Kind Hearts and Coronets (1949) starring Alec Guinness, Dennis Price, Valerie Hobson, Joan Greenwood, Audrey Fildes, Miles Malleson directed by Robert Hamer Movie Review

Kind Hearts and Coronets (1949)   4/54/54/54/54/5


Dennis Price as Louis Mazzini in Kind Hearts and Coronets

Who Could Murder a Guinness

Considering "Kind Hearts and Coronets" was released back in 1949 it is a surprisingly daring movie for the time. I say daring because "Kind Hearts and Coronets" is a dark comedy, one which is seriously dry and revolves around a man trying to kill off members of his estranged family in revenge for the way they treated his mother and to some extent him in order to get the title and riches which belongs to him. It's not the sort of movie you would expect to have been made back in the 1940s and possibly not the sort of movie which the British public would have wanted. But it worked and was a success when originally released and to be honest it still works now providing plenty of amusement from the clever writing and the fact that Alec Guinness plays 8 different roles in the one movie.

Louis Mazzini's (Dennis Price - School for Scoundrels) mother was once part of the well to do D'Ascoyne, but when she ran away with an Italian opera singer they disowned her and her family. Now an adult Louis decides it's time to take revenge on the D'Ascoyne family and regain the family title which is rightly his and becoming the next Duke. There is just one problem as there are still 8 members of the D'Ascoyne alive and well so he must first work out a way off bumping each of them off.

Alec Guinness as one of the D'Ascoyne family in Kind Hearts and Coronets

"Kind Hearts and Coronets" starts with the executioner showing up at a prison the night before he is due to hang Louis Mazzini, otherwise known as the Duke D'Ascoyne and he is a little excited by the prospect of executing a Duke. It's strangely amusing because we watch as he not only has a sneaky glance at the Duke's neck in preparation but also enquires of the correct protocol for addressing the Duke. And that amusement continues as we then meet the Duke who sits down to pen his memoirs as to how he came to be in such a predicament. It is the memoirs which takes up the majority of the movie working as a narrative for one long flashback as we learn why Louis and his mother were excluded from the D'Ascoyne family and what eventually lead to him deciding to bump off each of the family till he was the only D'Ascoyne left and the heir to the title.

What basically follows on from Louis making this evil decision is a series of scenes where members of the D'Ascoyne die. Some of them purely accidental such as The Admiral going down with his sinking ship whilst others feature Louis bumping them off, be it with poison, or in one of the funniest scenes a bow and arrow. But all of this murder is so amusing because it is comical and very dry. Watching Louis cross off the names with relish of his victims from the family tree he keeps hidden is just brilliant and so are the evil interactions he has with his victims prior to killing them.

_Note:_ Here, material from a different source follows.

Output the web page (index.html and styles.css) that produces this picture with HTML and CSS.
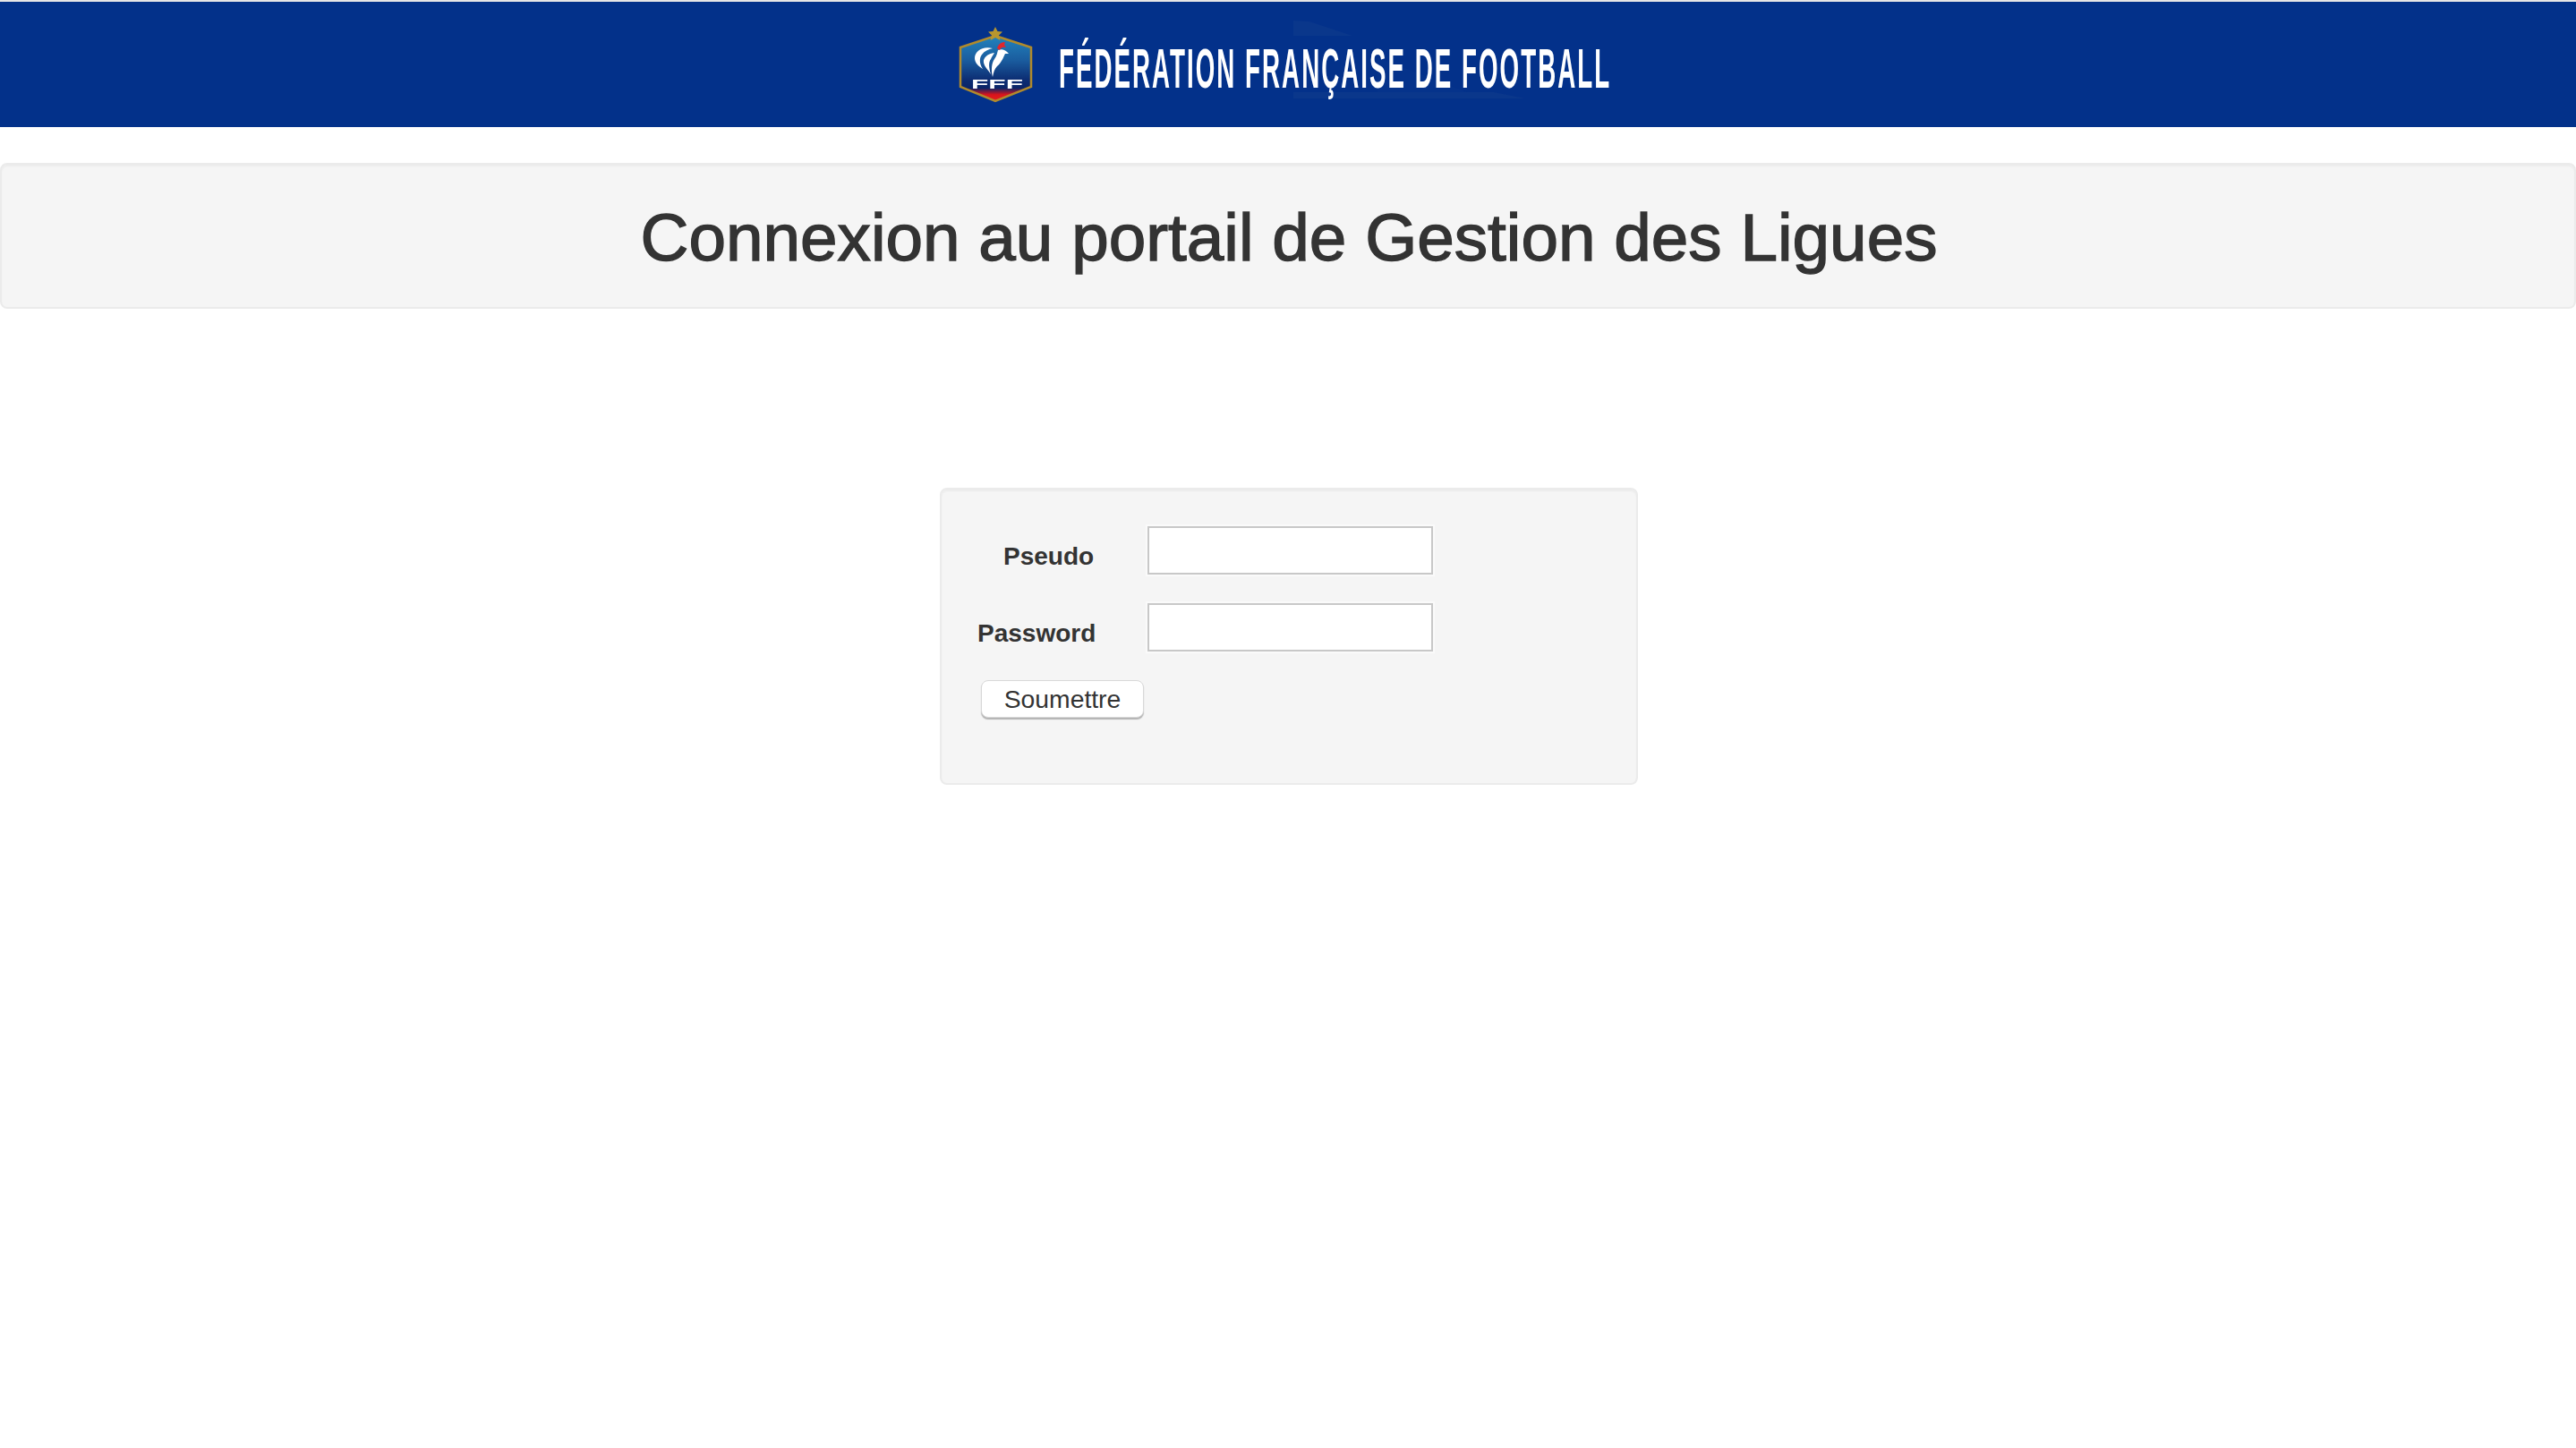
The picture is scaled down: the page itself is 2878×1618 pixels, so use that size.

And at the same time as all this murder is going on you also have Louis troubled love life as he feels spurned when love of his life Sibella marries someone else whilst he also ending up falling for the wife of one of his victims. It makes it seriously amusing as it weaves it's way through this mix of romance and murder to the point that Louis has become the Duke and found himself in prison. What is so great is that there is an amusing twist in things, and the way the movie is constructed with us meeting The Duke in prison before the flashback of his life we immediately presume one thing. And if that twist wasn't enough their is another amusing twist to go on top of that one, one which you can see coming but still works brilliantly.

All of this story is deliver with so much dry wit that you can't but help but laugh and part of the reason why it works is that Dennis Price is wonderful as Louis Mazzini/The Duke. Everything he does is so dry and almost matter of fact that there really is an element of a deranged evilness about him but you warm to him because he is the victim. But whilst Dennis Price is wonderful it is Alec Guinness who steals the show with him appearing as 8 members of the D'Ascoyne family. Watching Guinness being the old banker or the vicar or the admiral to name but 3 is just brilliant because he gives every single character a uniqueness. And watching him dressed as a woman to play Lady Agatha is purely marvellous. As such whilst Dennis Price is first rate and both Valerie Hobson and Joan Greenwood are wonderful as love interests it is Alec Guinness who makes "Kind Hearts and Coronets" so memorable and so much fun.

What this all boils down to is that "Kind Hearts and Coronets" is a first rate example of a great British comedy. It maybe over 60 years old but it is still so much fun be it the dry humour of all these murders or Dennis Price as the nefarious Louis Mazzini. But it is Alec Guinness who makes "Kind Hearts and Coronets" not only memorable but also fun through playing 8 different characters which in a bit of old fashioned camera trickery do appear in one scene together.